Daypack: You’ll want a comfortable daypack or small backpack for day hikes.
Sun Protection: Make sure to bring sunglasses (a road trip essential), a wide-brimmed sun hat and sunscreen.
Water Bottles: Always bring water – refillable water bottles are recommended. And make sure you drink it!
Hiking Poles: Light-weight hiking poles are like having a third leg. They help maintain balance and can get you into a rhythm while walking.
A Picnic Kit: Be picnic-ready with a cooler, blanket or tablecloth, utensils and the like.

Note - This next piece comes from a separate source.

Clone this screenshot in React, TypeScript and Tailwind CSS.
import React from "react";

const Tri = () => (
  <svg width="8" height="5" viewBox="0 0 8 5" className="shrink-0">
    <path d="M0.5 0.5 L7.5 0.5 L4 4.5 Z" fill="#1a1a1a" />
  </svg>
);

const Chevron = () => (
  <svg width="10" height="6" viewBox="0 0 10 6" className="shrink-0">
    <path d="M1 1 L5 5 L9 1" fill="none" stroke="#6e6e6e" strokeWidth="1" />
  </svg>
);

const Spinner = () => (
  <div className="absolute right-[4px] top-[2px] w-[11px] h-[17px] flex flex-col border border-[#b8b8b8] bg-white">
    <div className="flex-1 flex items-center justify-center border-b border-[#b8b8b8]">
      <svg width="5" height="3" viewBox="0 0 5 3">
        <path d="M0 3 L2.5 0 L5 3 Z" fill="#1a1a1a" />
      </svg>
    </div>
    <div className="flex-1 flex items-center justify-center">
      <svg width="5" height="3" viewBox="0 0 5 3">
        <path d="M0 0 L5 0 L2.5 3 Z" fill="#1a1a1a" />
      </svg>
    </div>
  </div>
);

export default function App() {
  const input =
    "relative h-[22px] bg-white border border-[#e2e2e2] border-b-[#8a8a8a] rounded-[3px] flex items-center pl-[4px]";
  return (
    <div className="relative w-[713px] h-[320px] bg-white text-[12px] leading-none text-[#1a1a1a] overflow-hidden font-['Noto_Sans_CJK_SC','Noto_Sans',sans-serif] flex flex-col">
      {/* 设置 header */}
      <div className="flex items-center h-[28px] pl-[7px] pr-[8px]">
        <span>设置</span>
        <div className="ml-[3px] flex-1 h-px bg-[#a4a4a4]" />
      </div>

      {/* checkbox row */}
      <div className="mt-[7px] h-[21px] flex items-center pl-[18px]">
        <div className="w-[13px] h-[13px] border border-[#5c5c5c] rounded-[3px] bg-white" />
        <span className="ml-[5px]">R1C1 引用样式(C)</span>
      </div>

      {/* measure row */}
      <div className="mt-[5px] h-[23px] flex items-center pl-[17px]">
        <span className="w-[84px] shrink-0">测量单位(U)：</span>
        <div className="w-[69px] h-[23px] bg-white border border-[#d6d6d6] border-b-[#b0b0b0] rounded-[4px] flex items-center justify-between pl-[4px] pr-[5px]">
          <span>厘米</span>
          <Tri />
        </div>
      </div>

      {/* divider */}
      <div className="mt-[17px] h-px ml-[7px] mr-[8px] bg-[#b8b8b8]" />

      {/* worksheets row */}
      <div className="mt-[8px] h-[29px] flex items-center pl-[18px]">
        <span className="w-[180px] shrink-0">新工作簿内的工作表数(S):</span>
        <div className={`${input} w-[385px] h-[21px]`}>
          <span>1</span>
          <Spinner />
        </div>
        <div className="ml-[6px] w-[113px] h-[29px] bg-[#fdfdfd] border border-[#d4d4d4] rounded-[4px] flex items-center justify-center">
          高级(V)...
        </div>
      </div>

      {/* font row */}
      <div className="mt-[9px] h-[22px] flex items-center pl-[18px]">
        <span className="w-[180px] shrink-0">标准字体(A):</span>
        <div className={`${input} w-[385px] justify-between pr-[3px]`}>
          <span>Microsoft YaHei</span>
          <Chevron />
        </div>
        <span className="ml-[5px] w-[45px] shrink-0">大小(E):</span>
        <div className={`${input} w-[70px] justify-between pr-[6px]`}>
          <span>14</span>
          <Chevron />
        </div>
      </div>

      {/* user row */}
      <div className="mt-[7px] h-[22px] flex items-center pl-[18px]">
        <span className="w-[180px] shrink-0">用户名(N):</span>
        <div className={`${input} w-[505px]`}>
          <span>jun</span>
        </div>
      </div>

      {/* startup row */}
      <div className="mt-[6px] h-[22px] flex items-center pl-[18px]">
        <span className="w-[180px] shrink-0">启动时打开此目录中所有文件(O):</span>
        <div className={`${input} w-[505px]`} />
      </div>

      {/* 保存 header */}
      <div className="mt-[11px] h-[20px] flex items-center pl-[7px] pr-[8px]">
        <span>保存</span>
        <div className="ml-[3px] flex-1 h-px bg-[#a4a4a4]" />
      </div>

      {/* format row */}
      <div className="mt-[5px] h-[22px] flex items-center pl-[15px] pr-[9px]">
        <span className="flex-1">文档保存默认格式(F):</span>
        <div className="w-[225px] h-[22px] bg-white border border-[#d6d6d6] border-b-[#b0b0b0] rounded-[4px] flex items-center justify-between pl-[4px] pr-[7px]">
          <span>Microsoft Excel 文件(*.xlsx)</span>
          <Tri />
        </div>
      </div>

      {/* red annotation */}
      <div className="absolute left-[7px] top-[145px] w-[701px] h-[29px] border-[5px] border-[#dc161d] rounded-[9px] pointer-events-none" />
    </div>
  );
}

And don’t forget bug spray!
Sports Gear: Bring any sport-specific gear like spare bike tubes, fishing tackle, or your kayak.
Maps: You’ll want a road map or, better yet, Gazetteer to Virginia or North Carolina Plus, make sure to grab a Blue Ridge Parkway Map and information pamphlets (available at the visitors centers).
Portable Phone Charger and Cable: If you’re taking pictures with your phone, running out of batteries may result in missed opportunities. A DC car charger is best, so that you can charge your phone while driving.
Plastic Bag: We always carry a plastic bag when we hike, so we can do our part and help keep the trails, beaches and waterways clean. If you see some trash along the way – especially that dang plastic, pick it up, drop it in the bag. When you get back to the trailhead, simply drop your bag in the recycling or trash bin and voila! You’ve helped keep the area beautiful for everyone who visits.